JP survives in post-apocalypse videogame ‘Fallout 4’

A Casey Overpass-esque span remains in “Fallout 4.”    (Courtesy Image)

A Casey Overpass-esque span remains in “Fallout 4.”
(Courtesy Image)

A scenic Jamaica Pond appears in “Fallout 4.”    (Courtesy Image)

A scenic Jamaica Pond appears in “Fallout 4.”
(Courtesy Image)

Jamaica Pond is a radioactive cesspit dotted with floating skeletons. JP’s buses finally have an excuse to run late, because they’re all blown in half. Oh, and the neighborhood’s entire population has turned into zombies.

Fear not, this is not a breaking news report. It’s a description of Jamaica Plain’s cameo role in the major new videogame “Fallout 4,” which is set in a post-nuclear-apocalypse Boston.

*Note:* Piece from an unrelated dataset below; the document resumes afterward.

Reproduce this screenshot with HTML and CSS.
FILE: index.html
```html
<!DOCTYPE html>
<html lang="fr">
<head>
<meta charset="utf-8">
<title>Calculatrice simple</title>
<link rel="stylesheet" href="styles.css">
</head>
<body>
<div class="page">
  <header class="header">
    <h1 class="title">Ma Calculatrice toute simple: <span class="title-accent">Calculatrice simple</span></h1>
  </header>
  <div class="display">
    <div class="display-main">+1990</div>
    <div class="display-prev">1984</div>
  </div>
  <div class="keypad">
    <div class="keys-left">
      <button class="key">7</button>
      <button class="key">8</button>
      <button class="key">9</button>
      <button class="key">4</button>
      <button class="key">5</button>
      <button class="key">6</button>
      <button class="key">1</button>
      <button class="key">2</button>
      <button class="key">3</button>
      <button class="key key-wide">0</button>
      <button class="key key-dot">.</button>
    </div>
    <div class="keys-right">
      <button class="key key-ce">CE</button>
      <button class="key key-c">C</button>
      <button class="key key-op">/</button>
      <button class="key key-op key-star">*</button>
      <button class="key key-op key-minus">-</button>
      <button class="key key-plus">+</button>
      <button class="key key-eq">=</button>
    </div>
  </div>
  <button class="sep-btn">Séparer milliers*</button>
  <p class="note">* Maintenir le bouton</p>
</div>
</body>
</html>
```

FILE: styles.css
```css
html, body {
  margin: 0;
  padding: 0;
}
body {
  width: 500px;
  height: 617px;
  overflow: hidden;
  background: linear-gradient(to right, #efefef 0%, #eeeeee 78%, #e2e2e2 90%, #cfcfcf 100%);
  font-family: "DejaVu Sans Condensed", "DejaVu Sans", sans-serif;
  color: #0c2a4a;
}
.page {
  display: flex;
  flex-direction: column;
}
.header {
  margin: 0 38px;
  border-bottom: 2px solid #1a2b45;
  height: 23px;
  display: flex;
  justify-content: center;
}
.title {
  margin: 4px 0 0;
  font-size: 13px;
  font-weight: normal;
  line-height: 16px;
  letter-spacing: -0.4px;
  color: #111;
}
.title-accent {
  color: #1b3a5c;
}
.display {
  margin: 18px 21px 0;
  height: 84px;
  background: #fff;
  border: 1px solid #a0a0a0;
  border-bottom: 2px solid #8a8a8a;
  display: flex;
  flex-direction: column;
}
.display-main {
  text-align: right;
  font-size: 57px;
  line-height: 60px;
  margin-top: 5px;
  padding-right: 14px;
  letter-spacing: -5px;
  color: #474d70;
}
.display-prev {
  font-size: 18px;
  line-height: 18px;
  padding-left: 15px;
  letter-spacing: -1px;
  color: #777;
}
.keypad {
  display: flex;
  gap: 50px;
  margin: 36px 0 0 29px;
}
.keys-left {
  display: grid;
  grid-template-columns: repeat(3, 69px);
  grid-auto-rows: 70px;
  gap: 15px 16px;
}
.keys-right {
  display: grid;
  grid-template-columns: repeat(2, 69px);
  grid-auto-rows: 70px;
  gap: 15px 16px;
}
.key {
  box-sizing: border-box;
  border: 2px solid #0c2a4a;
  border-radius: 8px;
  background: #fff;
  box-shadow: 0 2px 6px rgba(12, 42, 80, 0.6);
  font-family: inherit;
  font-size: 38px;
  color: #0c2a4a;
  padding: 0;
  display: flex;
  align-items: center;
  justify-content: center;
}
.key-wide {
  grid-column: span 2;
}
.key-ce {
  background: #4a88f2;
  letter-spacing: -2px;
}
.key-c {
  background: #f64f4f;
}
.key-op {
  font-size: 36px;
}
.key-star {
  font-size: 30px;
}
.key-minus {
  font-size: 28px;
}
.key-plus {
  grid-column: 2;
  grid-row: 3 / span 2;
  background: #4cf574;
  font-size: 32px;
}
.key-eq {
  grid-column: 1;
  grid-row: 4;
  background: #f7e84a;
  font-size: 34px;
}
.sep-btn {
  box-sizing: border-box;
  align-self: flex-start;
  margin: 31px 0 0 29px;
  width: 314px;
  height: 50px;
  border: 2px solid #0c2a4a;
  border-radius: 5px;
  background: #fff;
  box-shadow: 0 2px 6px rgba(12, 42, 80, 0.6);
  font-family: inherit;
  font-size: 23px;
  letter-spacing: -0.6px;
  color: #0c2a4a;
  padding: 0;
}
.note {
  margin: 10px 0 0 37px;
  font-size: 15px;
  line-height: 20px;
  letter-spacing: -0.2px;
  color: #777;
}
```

Released on Nov. 10, “Fallout 4” has already sold millions of copies. It’s the highly anticipated latest installment of a post-apocalyptic adventure series known for sophisticated storytelling, eye-popping graphics and the ability to roam freely across enormous landscapes based on such real places as Las Vegas and Washington, D.C.

The new game’s “Mad Max”-style Greater Boston includes versions of many landmarks, from Harvard Square to Fenway Park, from Salem’s witch museums to Concord’s Old North Bridge. The main Boston Public Library is less quiet than usual, the State House has slightly more slimy monsters than usual, and T stations hide about the same amount of weird surprises.

In this nuke-blasted Boston—all that’s left of the “Commonwealth”—JP is its own special dot on the map. You’ll even get 24 experience points for discovering it.

Jamaica Pond has the familiar outline, if not water quality. This dystopian Jamaica Plain also has a crumbling elevated highway like a Casey Overpass they never tore down—or an I-95 they went ahead and built on the Southwest Corridor.

Unfortunately, the rest of JP isn’t so recognizable and is basically just a small collection of buildings. The virtual city is scaled down to a manageable size, and the game is set in a slightly different alternative universe, so many local details are sacrificed or changed.

However, JP does get the ultimate videogame high-five—its very own quest. From advertisements posted around town—or possibly from looting mail from the corpse of a Cambridge letter-carrier, if you’re an especially nosy journalist—you can learn of the fabled “Treasures of Jamaica Plain.”

The post-apocalyptic JP apparently seceded from Boston and had its own mayor, who conceived of these mysterious “Treasures” as a tourist attraction. In an unintentional nod to JP as fount of Olympics bid opposition, the mayor devotes an enormous amount of taxpayer dollars to the tourist attraction, which even her own employees criticized as a “boondoggle” on computer records left for posterity.

We won’t spoil the secret of the “treasures,” though they do involve mentions of a “Jamaica Plain Youth League” and a “Hyde Charter School.” (We searched in vain for records about the public meeting on that last one.)

While it’s fun and sometimes funny to see Boston in this carnival mirror, JP’s quest is one of the game’s many small, moving moments.

Beyond physical landmarks, the game authentically evokes many aspects of Boston’s cultural heritage—good and ill—from baseball-as-state-religion, to universities with creepy defense contracts, to citizen-soldiers who fought for freedom against insane odds. (Not to mention the city that so recently stood tall against an all too real bombing.) JP as keeper of its own brand of treasure fits right in.

“Fallout 4” is a game about searching a wasteland to find out who we are and what we’re made of. So it’s pretty cool that, even though it may not look a lot like the neighborhood, its post-apoc JP is still JP.